The selection puzzled many observers: some internationally renowned paintings were taken while other significant works in the same rooms were left untouched. The mix of extremely high‑value and less famous objects has been one of the elements that complicated theories about the thieves’ motives and plans.

The break‑in and immediate response

According to survivor accounts and subsequent investigative summaries, two men in police uniforms arrived at the museum and told the guards they were responding to a disturbance. Once inside they handcuffed or otherwise restrained the two guards, disabled some security measures and proceeded to remove artworks by detaching them from the walls. The thieves loaded the works into their vehicle and departed without setting off an alarm or being visibly observed by others in the neighborhood. Museum staff discovered the crime the following morning and immediately called police. The physical evidence left behind was limited, and investigators faced a landscape of conflicting tips, hoaxes and dead ends in the days and months that followed.

Investigations, suspects and law‑enforcement efforts

The FBI took the lead on the federal investigation and has treated the theft as an act by organized criminals. Investigators cultivated informants, conducted undercover operations and followed multiple lines of inquiry over the years. Some of the most widely reported suspicions involved organized crime figures who were prominent in Boston during the late 1980s and early 1990s. Names that have recurred in reporting and public discussion include members of the Patriarca crime family, figures associated with the Winter Hill Gang and individual gang members who operated in the Boston area. At various times the probe has focused on people reported to have had the motive, the means and the criminal contacts necessary to fence or hide high‑value art.
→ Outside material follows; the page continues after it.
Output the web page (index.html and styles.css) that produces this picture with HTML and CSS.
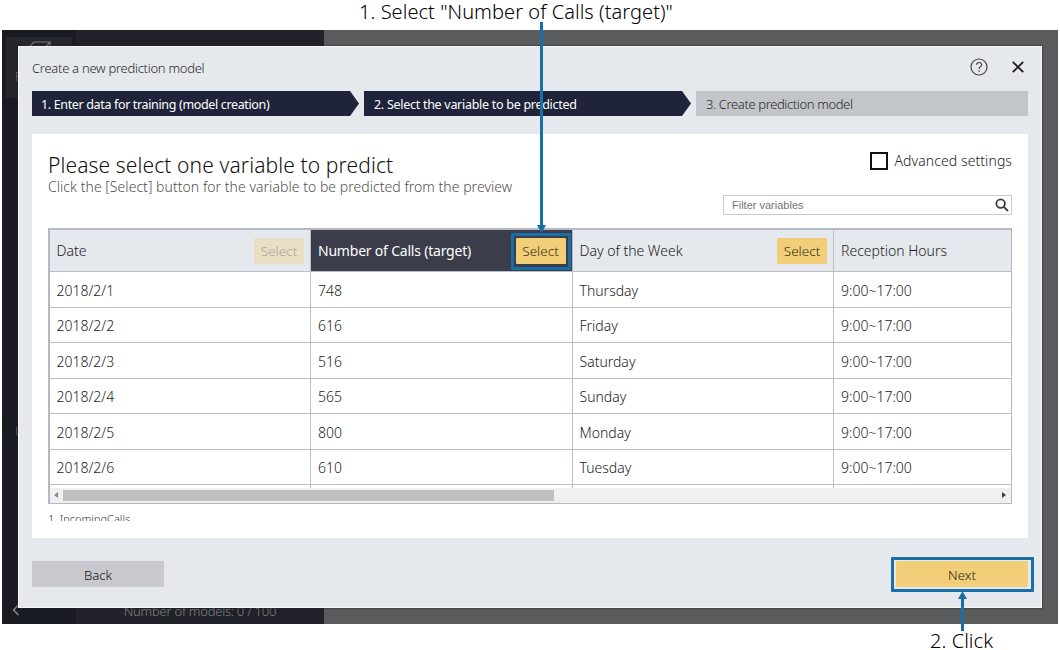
FILE: index.html
```html
<!DOCTYPE html>
<html lang="en">
<head>
<meta charset="utf-8">
<title>Create a new prediction model</title>
<link rel="stylesheet" href="styles.css">
</head>
<body>
<div class="stage">
  <div class="app">
    <div class="rail">
      <div class="project">
        <svg class="cube" width="26" height="20" viewBox="0 0 26 20"><path d="M1 8 L8 1 H24 V12 L17 19 H1 Z M1 8 H18 L24 1 M18 8 V19"/></svg>
        <span>P</span>
      </div>
      <span class="rail-word">U</span>
      <svg class="collapse" width="8" height="12" viewBox="0 0 8 12"><path d="M6.5 1 L1.5 6 L6.5 11"/></svg>
    </div>
    <div class="models"><span>Number of models: 0 / 100</span></div>
    <div class="shade"></div>
  </div>

  <div class="modal">
    <div class="title-row">
      <span>Create a new prediction model</span>
      <div class="tools">
        <svg width="18" height="18" viewBox="0 0 18 18" class="help"><circle cx="9" cy="9" r="8"/><path d="M6.5 6.8 C6.5 3.7 11.7 3.7 11.7 6.8 C11.7 8.7 9.1 8.6 9.1 11"/><path d="M9.1 12.2 V13.7"/></svg>
        <svg width="12" height="12" viewBox="0 0 12 12" class="close"><path d="M.8 .8 L11.2 11.2 M11.2 .8 L.8 11.2"/></svg>
      </div>
    </div>
    <div class="steps">
      <div class="step done first">1. Enter data for training (model creation)</div>
      <div class="step done">2. Select the variable to be predicted</div>
      <div class="step pending">3. Create prediction model</div>
    </div>
    <div class="content">
      <div class="intro">
        <div>
          <div class="heading">Please select one variable to predict</div>
          <div class="sub">Click the [Select] button for the variable to be predicted from the preview</div>
        </div>
        <div class="advanced"><span class="box"></span><span>Advanced settings</span></div>
      </div>
      <div class="filter">
        <span>Filter variables</span>
        <svg width="14" height="14" viewBox="0 0 14 14"><circle cx="5.6" cy="5.6" r="4.3"/><path d="M8.8 8.8 L13 13"/></svg>
      </div>
      <div class="grid">
        <div class="rows">
          <div class="row head">
            <div class="cell"><span>Date</span><span class="select off">Select</span></div>
            <div class="cell target"><span>Number of Calls (target)</span><span class="select">Select</span></div>
            <div class="cell"><span>Day of the Week</span><span class="select">Select</span></div>
            <div class="cell"><span>Reception Hours</span></div>
          </div>
          <div class="row"><div class="cell">2018/2/1</div><div class="cell">748</div><div class="cell">Thursday</div><div class="cell">9:00~17:00</div></div>
          <div class="row"><div class="cell">2018/2/2</div><div class="cell">616</div><div class="cell">Friday</div><div class="cell">9:00~17:00</div></div>
          <div class="row"><div class="cell">2018/2/3</div><div class="cell">516</div><div class="cell">Saturday</div><div class="cell">9:00~17:00</div></div>
          <div class="row"><div class="cell">2018/2/4</div><div class="cell">565</div><div class="cell">Sunday</div><div class="cell">9:00~17:00</div></div>
          <div class="row"><div class="cell">2018/2/5</div><div class="cell">800</div><div class="cell">Monday</div><div class="cell">9:00~17:00</div></div>
          <div class="row"><div class="cell">2018/2/6</div><div class="cell">610</div><div class="cell">Tuesday</div><div class="cell">9:00~17:00</div></div>
          <div class="row"><div class="cell"></div><div class="cell"></div><div class="cell"></div><div class="cell"></div></div>
        </div>
        <div class="scroll">
          <svg width="4" height="6" viewBox="0 0 4 6"><path fill="#8a8a8a" d="M4 0 V6 L0 3 Z"/></svg>
          <div class="thumb"></div>
          <svg width="4" height="6" viewBox="0 0 4 6"><path fill="#404040" d="M0 0 V6 L4 3 Z"/></svg>
        </div>
      </div>
      <div class="source">1. IncomingCalls</div>
    </div>
    <div class="actions">
      <div class="btn back">Back</div>
      <div class="btn next">Next</div>
    </div>
  </div>

  <div class="note note-1">1. Select "Number of Calls (target)"</div>
  <svg class="arrow arrow-1" width="10" height="211" viewBox="0 0 10 211"><path d="M3 0 H6 V203 H9 L4.5 211 L0 203 H3 Z"/></svg>
  <div class="ring ring-1"></div>
  <div class="ring ring-2"></div>
  <svg class="arrow arrow-2" width="10" height="40" viewBox="0 0 10 40"><path d="M5.5 0 L10 8 H7 V40 H4 V8 H1 Z"/></svg>
  <div class="note note-2">2. Click</div>
</div>
</body>
</html>
```
FILE: styles.css
```css
* { box-sizing: border-box; }
body { margin: 0; background: #fff; font-family: "Noto Sans", "Open Sans", sans-serif; font-weight: 300; color: #1c1c1c; }
.stage { position: relative; width: 1060px; height: 650px; padding: 30px 2px 0; overflow: hidden; white-space: nowrap; }
svg { display: block; flex: none; fill: none; }

.app { display: flex; height: 594px; background: #5a5b5c; }
.rail { width: 74px; padding: 7px 4px; background: #181b22; display: flex; flex-direction: column; }
.project { height: 61px; background: #26262d; display: flex; flex-direction: column; padding: 4px 0 0 9px; gap: 8px; font-size: 12px; color: #777; line-height: 16px; }
.cube { margin-left: 11px; stroke: #77787a; stroke-width: 1.2; }
.rail-word { margin: 326px 0 0 9px; font-size: 12px; line-height: 16px; color: #777; }
.collapse { margin: 164px 0 0 6px; stroke: #888; stroke-width: 1.5; }
.models { width: 248px; background: #212129; display: flex; align-items: flex-end; justify-content: center; padding-bottom: 4px; font-size: 13px; letter-spacing: -.24px; line-height: 18px; color: #808184; }
.shade { flex: 1; }

.modal { position: absolute; left: 18px; top: 46px; width: 1024px; height: 562px; padding: 0 13px; background: #e5e8ed; border: 1px solid #f4f6f8; box-shadow: 0 0 2px #222; display: flex; flex-direction: column; }
.title-row { height: 44px; display: flex; align-items: center; justify-content: space-between; padding-bottom: 2px; font-size: 13px; letter-spacing: -.28px; color: #2a2a2a; }
.tools { display: flex; align-items: center; gap: 24px; padding: 0 4px 3px 0; }
.help { stroke: #444; stroke-width: 1.2; }
.close { stroke: #1c1c1c; stroke-width: 1.8; }
.steps { display: grid; grid-template-columns: 327px 327px 332px; gap: 5px; height: 25px; font-size: 12.5px; }
.step { display: flex; align-items: center; padding: 2px 0 0 10px; }
.done { background: #20243a; color: #fff; font-weight: 400; letter-spacing: -.28px; clip-path: polygon(0 0, calc(100% - 9px) 0, 100% 50%, calc(100% - 9px) 100%, 0 100%); }
.first { padding-left: 9px; letter-spacing: -.35px; }
.pending { background: #c2c5ca; color: #2a2a2a; padding-top: 0; font-size: 13px; letter-spacing: -.38px; }
.content { margin-top: 18px; height: 404px; background: #fff; padding: 17px 16px 0; }
.intro { display: flex; justify-content: space-between; height: 44px; }
.heading { font-size: 21px; line-height: 28px; height: 26px; letter-spacing: .11px; color: #111; }
.sub { font-size: 14px; line-height: 20px; letter-spacing: .04px; color: #505050; }
.advanced { display: flex; align-items: center; gap: 7px; height: 19px; font-size: 14px; letter-spacing: .08px; }
.box { width: 18px; height: 18px; border: 2px solid #111; }
.filter { width: 289px; height: 20px; margin: 0 0 13px auto; border: 1px solid #c8cbd0; display: flex; align-items: center; justify-content: space-between; padding: 0 2px 0 8px; font: 11px "Liberation Sans", sans-serif; color: #757575; }
.filter svg { stroke: #3c3c3c; stroke-width: 1.8; }
.grid { width: 964px; height: 276px; border: 1px solid #b4bac4; border-left-width: 2px; border-top-width: 2px; display: flex; flex-direction: column; }
.rows { height: 258px; overflow: hidden; }
.row { display: grid; grid-template-columns: 261px 261.5px 261.5px 1fr; height: 35.5px; font-size: 14px; }
.cell { display: flex; align-items: center; justify-content: space-between; padding: 1.5px 6px 0 7px; border-right: 1px solid #b9bec8; border-bottom: 1px solid #b9bec8; }
.cell:first-child { padding-left: 6.5px; }
.cell:last-child { border-right: 0; }
.head { height: 42px; background: #e5e8ed; }
.head .cell { padding-top: 0; }
.head .target { background: #3b3d4a; color: #fff; font-weight: 400; letter-spacing: -.21px; }
.head .select { width: 50px; height: 26px; border-radius: 1px; background: #f3ce79; color: #332c18; display: flex; align-items: center; justify-content: center; padding-top: 1px; font-size: 13.5px; font-weight: 300; letter-spacing: 0; }
.head .off { background: #eadfc4; color: #a9a59e; }
.scroll { height: 15px; background: #f0f0f0; display: flex; align-items: center; padding: 0 5px 1px 4px; }
.thumb { width: 491px; height: 11px; background: #c0c0c0; margin: 0 auto 0 5px; }
.source { margin-top: 7px; height: 10px; overflow: hidden; font-size: 11px; line-height: 16px; color: #333; }
.actions { display: flex; justify-content: space-between; margin-top: 23px; }
.btn { width: 132px; height: 26px; border-radius: 1px; display: flex; align-items: center; justify-content: center; padding-top: 1px; font-size: 13.2px; }
.back { background: #c8c9ce; color: #111; }
.next { background: #f3ce79; color: #211c10; }

.note { position: absolute; font-size: 20px; line-height: 24px; letter-spacing: .05px; color: #000; }
.note-1 { left: 359px; top: 0; }
.note-2 { left: 930px; top: 629px; height: 21px; }
.arrow { position: absolute; fill: #176fa5; }
.arrow-1 { left: 537px; top: 22px; }
.arrow-2 { left: 957px; top: 591px; }
.ring { position: absolute; border: 3px solid #176fa5; border-radius: 1px; }
.ring-1 { left: 511px; top: 233px; width: 60px; height: 37px; }
.ring-2 { left: 891px; top: 557px; width: 143px; height: 35px; }
```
Despite arrests, sting operations and many interviews, those actions have not produced a definitive identification of the individuals who planned and executed the theft or a trail that led reliably to the missing objects. Over the years the museum and the FBI have continued to issue public appeals for information and to follow leads, some of which have later proved to be hoaxes or misdirection. The museum currently offers a reward—reported as $10 million in recent years—for information leading directly to the recovery of the stolen works; this is one of the largest private rewards ever offered for lost art.

Cultural impact, museum policy and legacy

Isabella Stewart Gardner, who founded the museum and gifted her collection and house to a foundation, stipulated that the works be displayed in the style and arrangement she chose and that the collection be preserved rather than sold. In keeping with that directive the museum has left the frames of the stolen paintings on the walls as placeholders. Those empty frames serve both as a memorial and as a public statement of the institution’s intent to restore the collection to its original configuration if the works are ever returned.

The theft has had consequences beyond the immediate loss of paintings. It has inspired books, documentaries and countless articles that explore art crime, museum security and the ties between criminal networks and the illicit art market. The case prompted other museums and cultural institutions to re‑examine security practices, inventory procedures and emergency response plans. It also raised public awareness about the vulnerability of cultural heritage and the challenges involved in tracing and repatriating looted works across jurisdictions and through informal markets.

Current status and continuing questions

More than three decades after the theft the primary artworks remain missing and their whereabouts unknown. The museum and federal authorities periodically release updates when credible leads arise, but no comprehensive recovery has occurred. Investigators say that some of their efforts are aimed first and foremost at recovering the pieces—on the assumption that leads may point to caches, private collections or overseas hiding places—rather than on securing immediate criminal prosecutions. Public interest in the case endures, both because of the extraordinary value of the missing works and because the empty frames are a dramatic visual reminder of loss and the unresolved nature of the crime.

Anyone with reliable information that could assist the investigation is encouraged to contact law enforcement through the channels officially maintained by the FBI and the museum. Until a credible trail to the artworks is established, the Isabella Stewart Gardner Museum theft will remain a defining unsolved event in the history of art crime, notable for the caliber of the missing works, the mystery of the perpetrators and the symbolic presence of the empty frames that still hang in the galleries today.